Can you restate the records below word for word?
== DATASET EXCERPTS ==
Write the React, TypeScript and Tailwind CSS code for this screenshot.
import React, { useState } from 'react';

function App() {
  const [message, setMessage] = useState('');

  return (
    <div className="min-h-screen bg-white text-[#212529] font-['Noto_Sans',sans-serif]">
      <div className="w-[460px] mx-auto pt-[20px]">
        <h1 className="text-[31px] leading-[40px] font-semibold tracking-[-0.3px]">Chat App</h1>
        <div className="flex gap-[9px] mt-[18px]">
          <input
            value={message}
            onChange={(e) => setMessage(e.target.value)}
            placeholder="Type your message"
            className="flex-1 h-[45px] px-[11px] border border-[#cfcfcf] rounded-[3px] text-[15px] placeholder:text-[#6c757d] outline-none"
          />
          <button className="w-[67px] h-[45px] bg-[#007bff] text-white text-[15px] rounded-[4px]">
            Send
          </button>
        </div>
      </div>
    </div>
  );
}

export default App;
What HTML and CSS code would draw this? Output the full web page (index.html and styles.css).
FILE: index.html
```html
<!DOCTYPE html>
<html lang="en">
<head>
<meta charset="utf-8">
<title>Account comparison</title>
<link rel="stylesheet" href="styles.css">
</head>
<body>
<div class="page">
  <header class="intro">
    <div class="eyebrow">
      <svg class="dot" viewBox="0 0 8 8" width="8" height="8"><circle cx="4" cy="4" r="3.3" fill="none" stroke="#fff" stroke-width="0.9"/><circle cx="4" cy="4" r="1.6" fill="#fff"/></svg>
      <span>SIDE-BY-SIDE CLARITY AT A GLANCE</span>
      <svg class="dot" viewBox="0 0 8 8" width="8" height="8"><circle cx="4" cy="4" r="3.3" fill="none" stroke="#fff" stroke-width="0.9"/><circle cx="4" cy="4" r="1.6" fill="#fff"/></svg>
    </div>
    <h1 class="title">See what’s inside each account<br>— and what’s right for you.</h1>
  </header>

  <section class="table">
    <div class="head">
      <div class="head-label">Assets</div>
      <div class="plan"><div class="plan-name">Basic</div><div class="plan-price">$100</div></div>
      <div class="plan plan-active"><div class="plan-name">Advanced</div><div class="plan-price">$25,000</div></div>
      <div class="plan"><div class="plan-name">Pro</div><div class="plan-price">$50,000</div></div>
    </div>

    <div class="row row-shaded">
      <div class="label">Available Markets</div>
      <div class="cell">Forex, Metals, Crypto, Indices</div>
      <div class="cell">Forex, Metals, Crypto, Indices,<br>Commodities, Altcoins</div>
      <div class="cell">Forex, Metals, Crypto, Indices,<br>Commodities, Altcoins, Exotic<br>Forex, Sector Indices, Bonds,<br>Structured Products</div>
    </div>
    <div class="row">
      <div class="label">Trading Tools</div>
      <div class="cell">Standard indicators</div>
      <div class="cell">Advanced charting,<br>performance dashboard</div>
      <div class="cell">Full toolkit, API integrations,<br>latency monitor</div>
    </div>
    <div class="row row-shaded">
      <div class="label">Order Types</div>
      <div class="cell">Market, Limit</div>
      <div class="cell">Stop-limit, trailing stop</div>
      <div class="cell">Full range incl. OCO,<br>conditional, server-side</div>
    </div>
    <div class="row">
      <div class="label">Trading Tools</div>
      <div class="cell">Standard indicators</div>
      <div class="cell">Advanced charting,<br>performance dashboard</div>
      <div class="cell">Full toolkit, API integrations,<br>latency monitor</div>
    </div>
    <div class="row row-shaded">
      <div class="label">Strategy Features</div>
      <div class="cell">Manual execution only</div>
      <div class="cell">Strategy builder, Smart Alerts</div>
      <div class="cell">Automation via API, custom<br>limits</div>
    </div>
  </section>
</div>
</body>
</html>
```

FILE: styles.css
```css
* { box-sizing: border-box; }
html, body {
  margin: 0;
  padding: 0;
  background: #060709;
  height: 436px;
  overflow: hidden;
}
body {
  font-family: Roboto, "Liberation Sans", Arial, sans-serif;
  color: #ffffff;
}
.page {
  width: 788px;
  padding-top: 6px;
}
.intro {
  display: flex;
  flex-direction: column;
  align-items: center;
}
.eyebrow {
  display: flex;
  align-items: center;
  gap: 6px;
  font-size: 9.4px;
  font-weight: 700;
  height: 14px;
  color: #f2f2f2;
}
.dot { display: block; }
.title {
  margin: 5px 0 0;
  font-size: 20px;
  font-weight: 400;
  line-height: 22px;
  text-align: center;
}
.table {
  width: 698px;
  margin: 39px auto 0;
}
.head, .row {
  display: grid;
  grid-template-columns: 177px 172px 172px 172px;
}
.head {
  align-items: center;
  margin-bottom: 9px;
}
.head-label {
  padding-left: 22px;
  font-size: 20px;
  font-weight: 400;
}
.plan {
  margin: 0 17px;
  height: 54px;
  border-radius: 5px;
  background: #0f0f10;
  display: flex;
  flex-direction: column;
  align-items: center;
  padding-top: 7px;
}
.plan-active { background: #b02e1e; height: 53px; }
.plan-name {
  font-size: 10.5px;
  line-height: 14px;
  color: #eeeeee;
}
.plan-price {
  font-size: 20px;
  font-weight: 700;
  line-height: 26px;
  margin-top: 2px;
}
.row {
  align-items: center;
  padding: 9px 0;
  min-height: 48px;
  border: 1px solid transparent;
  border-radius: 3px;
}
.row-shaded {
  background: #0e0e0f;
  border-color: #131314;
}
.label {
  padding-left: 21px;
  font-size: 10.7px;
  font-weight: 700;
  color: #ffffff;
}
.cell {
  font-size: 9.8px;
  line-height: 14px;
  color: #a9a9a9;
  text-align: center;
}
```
===
* **PROBLEM SOLUTION**:
Write the React, TypeScript and Tailwind CSS code for this screenshot.
import React, { useState } from 'react';

function App() {
  const [message, setMessage] = useState('');

  return (
    <div className="min-h-screen bg-white text-[#212529] font-['Noto_Sans',sans-serif]">
      <div className="w-[460px] mx-auto pt-[20px]">
        <h1 className="text-[31px] leading-[40px] font-semibold tracking-[-0.3px]">Chat App</h1>
        <div className="flex gap-[9px] mt-[18px]">
          <input
            value={message}
            onChange={(e) => setMessage(e.target.value)}
            placeholder="Type your message"
            className="flex-1 h-[45px] px-[11px] border border-[#cfcfcf] rounded-[3px] text-[15px] placeholder:text-[#6c757d] outline-none"
          />
          <button className="w-[67px] h-[45px] bg-[#007bff] text-white text-[15px] rounded-[4px]">
            Send
          </button>
        </div>
      </div>
    </div>
  );
}

export default App;
What HTML and CSS code would draw this? Output the full web page (index.html and styles.css).
FILE: index.html
```html
<!DOCTYPE html>
<html lang="en">
<head>
<meta charset="utf-8">
<title>Account comparison</title>
<link rel="stylesheet" href="styles.css">
</head>
<body>
<div class="page">
  <header class="intro">
    <div class="eyebrow">
      <svg class="dot" viewBox="0 0 8 8" width="8" height="8"><circle cx="4" cy="4" r="3.3" fill="none" stroke="#fff" stroke-width="0.9"/><circle cx="4" cy="4" r="1.6" fill="#fff"/></svg>
      <span>SIDE-BY-SIDE CLARITY AT A GLANCE</span>
      <svg class="dot" viewBox="0 0 8 8" width="8" height="8"><circle cx="4" cy="4" r="3.3" fill="none" stroke="#fff" stroke-width="0.9"/><circle cx="4" cy="4" r="1.6" fill="#fff"/></svg>
    </div>
    <h1 class="title">See what’s inside each account<br>— and what’s right for you.</h1>
  </header>

  <section class="table">
    <div class="head">
      <div class="head-label">Assets</div>
      <div class="plan"><div class="plan-name">Basic</div><div class="plan-price">$100</div></div>
      <div class="plan plan-active"><div class="plan-name">Advanced</div><div class="plan-price">$25,000</div></div>
      <div class="plan"><div class="plan-name">Pro</div><div class="plan-price">$50,000</div></div>
    </div>

    <div class="row row-shaded">
      <div class="label">Available Markets</div>
      <div class="cell">Forex, Metals, Crypto, Indices</div>
      <div class="cell">Forex, Metals, Crypto, Indices,<br>Commodities, Altcoins</div>
      <div class="cell">Forex, Metals, Crypto, Indices,<br>Commodities, Altcoins, Exotic<br>Forex, Sector Indices, Bonds,<br>Structured Products</div>
    </div>
    <div class="row">
      <div class="label">Trading Tools</div>
      <div class="cell">Standard indicators</div>
      <div class="cell">Advanced charting,<br>performance dashboard</div>
      <div class="cell">Full toolkit, API integrations,<br>latency monitor</div>
    </div>
    <div class="row row-shaded">
      <div class="label">Order Types</div>
      <div class="cell">Market, Limit</div>
      <div class="cell">Stop-limit, trailing stop</div>
      <div class="cell">Full range incl. OCO,<br>conditional, server-side</div>
    </div>
    <div class="row">
      <div class="label">Trading Tools</div>
      <div class="cell">Standard indicators</div>
      <div class="cell">Advanced charting,<br>performance dashboard</div>
      <div class="cell">Full toolkit, API integrations,<br>latency monitor</div>
    </div>
    <div class="row row-shaded">
      <div class="label">Strategy Features</div>
      <div class="cell">Manual execution only</div>
      <div class="cell">Strategy builder, Smart Alerts</div>
      <div class="cell">Automation via API, custom<br>limits</div>
    </div>
  </section>
</div>
</body>
</html>
```

FILE: styles.css
```css
* { box-sizing: border-box; }
html, body {
  margin: 0;
  padding: 0;
  background: #060709;
  height: 436px;
  overflow: hidden;
}
body {
  font-family: Roboto, "Liberation Sans", Arial, sans-serif;
  color: #ffffff;
}
.page {
  width: 788px;
  padding-top: 6px;
}
.intro {
  display: flex;
  flex-direction: column;
  align-items: center;
}
.eyebrow {
  display: flex;
  align-items: center;
  gap: 6px;
  font-size: 9.4px;
  font-weight: 700;
  height: 14px;
  color: #f2f2f2;
}
.dot { display: block; }
.title {
  margin: 5px 0 0;
  font-size: 20px;
  font-weight: 400;
  line-height: 22px;
  text-align: center;
}
.table {
  width: 698px;
  margin: 39px auto 0;
}
.head, .row {
  display: grid;
  grid-template-columns: 177px 172px 172px 172px;
}
.head {
  align-items: center;
  margin-bottom: 9px;
}
.head-label {
  padding-left: 22px;
  font-size: 20px;
  font-weight: 400;
}
.plan {
  margin: 0 17px;
  height: 54px;
  border-radius: 5px;
  background: #0f0f10;
  display: flex;
  flex-direction: column;
  align-items: center;
  padding-top: 7px;
}
.plan-active { background: #b02e1e; height: 53px; }
.plan-name {
  font-size: 10.5px;
  line-height: 14px;
  color: #eeeeee;
}
.plan-price {
  font-size: 20px;
  font-weight: 700;
  line-height: 26px;
  margin-top: 2px;
}
.row {
  align-items: center;
  padding: 9px 0;
  min-height: 48px;
  border: 1px solid transparent;
  border-radius: 3px;
}
.row-shaded {
  background: #0e0e0f;
  border-color: #131314;
}
.label {
  padding-left: 21px;
  font-size: 10.7px;
  font-weight: 700;
  color: #ffffff;
}
.cell {
  font-size: 9.8px;
  line-height: 14px;
  color: #a9a9a9;
  text-align: center;
}
```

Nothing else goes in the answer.